Massino would tell the jury that the man on trial, Vincent Basciano the family's former acting boss, had spoken to him about ordering the 2004 killing of Randolph Pizzolo, a Bonanno associate, a conversation Massino secretly recorded. Basciano is charged with ordering Pizzolo's murder.
But for much of the day, Massino established his credentials and gave the jury his view from the top, his philosophy of mob management and his personal history, all larded with a steady stream of culinary metaphors and references.
"If you need somebody to kill somebody, you need workers. It takes all kinds of meat to make a good sauce," said the one-time restaurateur, catering consultant and coffee truck owner, referring to what he said were Basciano's skills both as a killer and as an earner for the family.
He recounted turning to crime as a 12-year-old, stealing some homing pigeons. By the time he was 14, he had run away from home; he said he hitchhiked to Florida, getting arrested twice for vagrancy on the way, and worked as a lifeguard in Miami. By the 1960s, he said, he had progressed to murder, and he testified that he eventually was involved in about a dozen killings, some that he ordered, some that he orchestrated and some that he helped carry out.
Massino's testimony also highlighted his underworld executive acumen in addition to his lifetime of crime, much of it in service of the Bonanno family, with which he said he had been affiliated for 33 or 34 years.
His unassuming appearance, with heavy jowls, drooping eyelids and an expansive midsection, was belied by his authoritative-sounding responses to the prosecutor, assistant US attorney Taryn Merkl, who took him through his personal and professional history.
Massino began co-operating with the authorities after he was convicted of seven murders in 2004, for which he faced life in prison, and was set to go to trial for an eighth, for which he could have faced the death penalty. In 2005, he pleaded guilty to the eighth killing, and Judge Nicholas Garaufis of US district court, who is presiding over Basciano's trial, sentenced him to two consecutive life terms.
By testifying for the government, he is seeking a sentence reduction, though he told the jury that none had been promised. In his words: "I'm hoping to see a light at the end of the tunnel."
Dressed in a black and grey jogging suit with a white T-shirt visible beneath, he alternately rested his folded hands on the edge of the witness stand or on his belly as he answered questions about his rise in the Bonanno family, and his management of hundreds of members and associates after he became boss in 1991.
The jurors at times appeared rapt, but at times seemed to fade as photograph after photograph of Bonanno crime-family figures were introduced into evidence.

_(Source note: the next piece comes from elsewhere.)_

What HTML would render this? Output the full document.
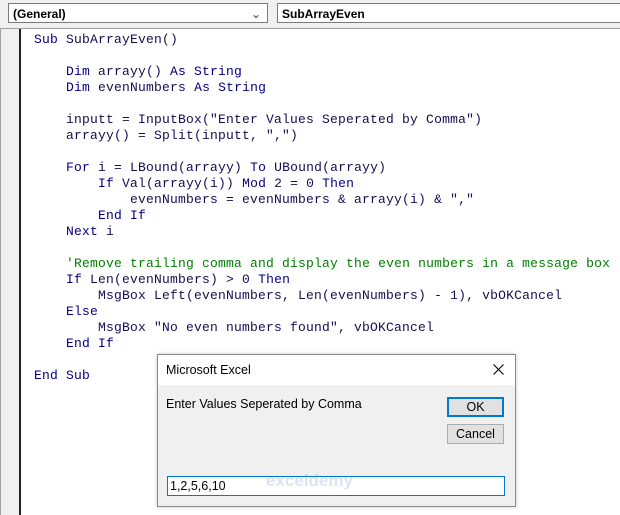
<!DOCTYPE html>
<html><head><meta charset="utf-8"><style>
body{margin:0;width:620px;height:515px;overflow:hidden;background:#fff;position:relative;font-family:"Liberation Sans",sans-serif}
.top{position:absolute;left:0;top:0;width:620px;height:28px;background:#f0f0f0;border-bottom:1px solid #a0a0a0}
.dd{position:absolute;top:3px;height:20px;background:#fff;border:1px solid #7a7a7a;font-size:12px;font-weight:bold;line-height:20px;padding-left:4px;box-sizing:border-box;color:#000}
.gut{position:absolute;left:0;top:29px;width:21px;height:486px;background:#f0f0f0;border-left:1px solid #a0a0a0;border-right:2px solid #222;box-sizing:border-box}
.code{position:absolute;left:34px;top:32px;font-family:"Liberation Mono",monospace;font-size:13px;letter-spacing:0.2px;line-height:16px;white-space:pre;color:#101050}
.k{color:#00007f}.c{color:#008000}
.dlg{position:absolute;left:157px;top:354px;width:359px;height:153px;background:#f0f0f0;border:1px solid #888;box-sizing:border-box;box-shadow:0 0 4px rgba(0,0,0,.2)}
.tb{height:30px;background:#fff;font-size:12.5px;line-height:30px;padding-left:8px;color:#000}
.btn{position:absolute;left:289px;width:57px;height:20px;background:#e1e1e1;border:1px solid #adadad;box-sizing:border-box;font-size:12.5px;text-align:center;line-height:18px}
</style></head><body>
<div class="top">
<div class="dd" style="left:8px;width:260px">(General)<span style="position:absolute;right:6px;top:0;font-weight:normal;color:#444">&#8964;</span></div>
<div class="dd" style="left:277px;width:350px">SubArrayEven</div>
</div>
<div class="gut"></div>
<div class="code"><span class="k">Sub</span> SubArrayEven()

    <span class="k">Dim</span> arrayy() <span class="k">As String</span>
    <span class="k">Dim</span> evenNumbers <span class="k">As String</span>

    inputt = InputBox("Enter Values Seperated by Comma")
    arrayy() = Split(inputt, ",")

    <span class="k">For</span> i = LBound(arrayy) <span class="k">To</span> UBound(arrayy)
        <span class="k">If</span> Val(arrayy(i)) <span class="k">Mod</span> 2 = 0 <span class="k">Then</span>
            evenNumbers = evenNumbers &amp; arrayy(i) &amp; ","
        <span class="k">End If</span>
    <span class="k">Next</span> i

    <span class="c">'Remove trailing comma and display the even numbers in a message box</span>
    <span class="k">If</span> Len(evenNumbers) &gt; 0 <span class="k">Then</span>
        MsgBox Left(evenNumbers, Len(evenNumbers) - 1), vbOKCancel
    <span class="k">Else</span>
        MsgBox "No even numbers found", vbOKCancel
    <span class="k">End If</span>

<span class="k">End Sub</span></div>
<div class="dlg">
<div class="tb">Microsoft Excel<svg style="position:absolute;left:335px;top:9px" width="11" height="11"><path d="M0.5 0.5L10.5 10.5M10.5 0.5L0.5 10.5" stroke="#000" stroke-width="1.1"/></svg></div>
<div style="position:absolute;left:8px;top:42px;font-size:12.5px;color:#000">Enter Values Seperated by Comma</div>
<div class="btn" style="top:42px;border:2px solid #0078d7;line-height:16px">OK</div>
<div class="btn" style="top:69px">Cancel</div>
<div style="position:absolute;left:9px;top:121px;width:338px;height:20px;background:#fff;border:1px solid #0078d7;box-sizing:border-box;font-size:12.5px;line-height:18px;padding-left:2px">1,2,5,6,10</div>
<div style="position:absolute;left:108px;top:116px;font-size:17px;font-weight:bold;color:rgba(120,140,220,.25)">exceldemy</div>
</div>
</body></html>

He presented himself as a master of the deft bureaucratic manoeuvre, both in his dealings with internal family rifts and with other crime clans, and in his efforts to thwart law enforcement.
He described going to the bosses of the Gambino and Colombo families, Paul Castellano and Carmine Persico respectively, in 1981 before taking pre-emptive action against three senior Bonanno figures who were moving against his faction in a brewing power struggle. After securing the bosses' approval, Massino and several others shot the men dead in an ambush in the basement of a social club.
He also testified about codes that he and his confederates worked out to discuss murder plots, and in one instance to determine if a social club had been bugged without alerting law enforcement. He described some changes he put into effect after becoming boss that were meant to reduce the risk that members of his family could incriminate one another.
For example, Massino closed all the family's social clubs, saying that if crime family members hung out in these storefront establishments, they made the FBI's job easy, because one agent conducting surveillance outside could see everyone come and go. "If you close the club," he explained, "it takes 50 FBI agents to watch 50 people."
He was, he said, extremely careful about where and when he talked about mob business. "You never talk in a club, you never talk in a car, you never talk on a cellphone, you never talk on a phone, you never talk in your house," he testified, saying that so called walk-talks, where two or more crime figures would carry on a roving conversation as they strolled the streets, were safest.
Indeed, Massino said he discussed mob business in a walk-in refrigerator at a catering business where he worked to avoid electronic eavesdropping.
His efforts to thwart investigators, he said, were aided by at least four unnamed law officers: two New York Police Department detectives in the 1960s; an FBI agent who warned him of a pending arrest in the 1980s; and a Pennsylvania state trooper who destroyed copies of his fingerprints sometime later.
While most of his testimony on the first day of the trial before Judge Nicholas Garaufis focused on Massino's background and the history of the crime family, Merkl did ask a number of questions about the man on trial, Basciano.
Basciano has already been convicted in a separate case of murder and racketeering, also before Garaufis, and was sentenced to life in prison in 2008.
In this case, Basciano is charged with the murder of Pizzolo, who prosecutors said had insulted Basciano when he was the acting boss. He faces the death penalty if convicted.
Basciano's lead lawyer, George Goltzer, said in his opening statement that his client had not ordered the killing, but falsely admitted doing so to Massino to protect a friend who did order the killing, and his own business interests.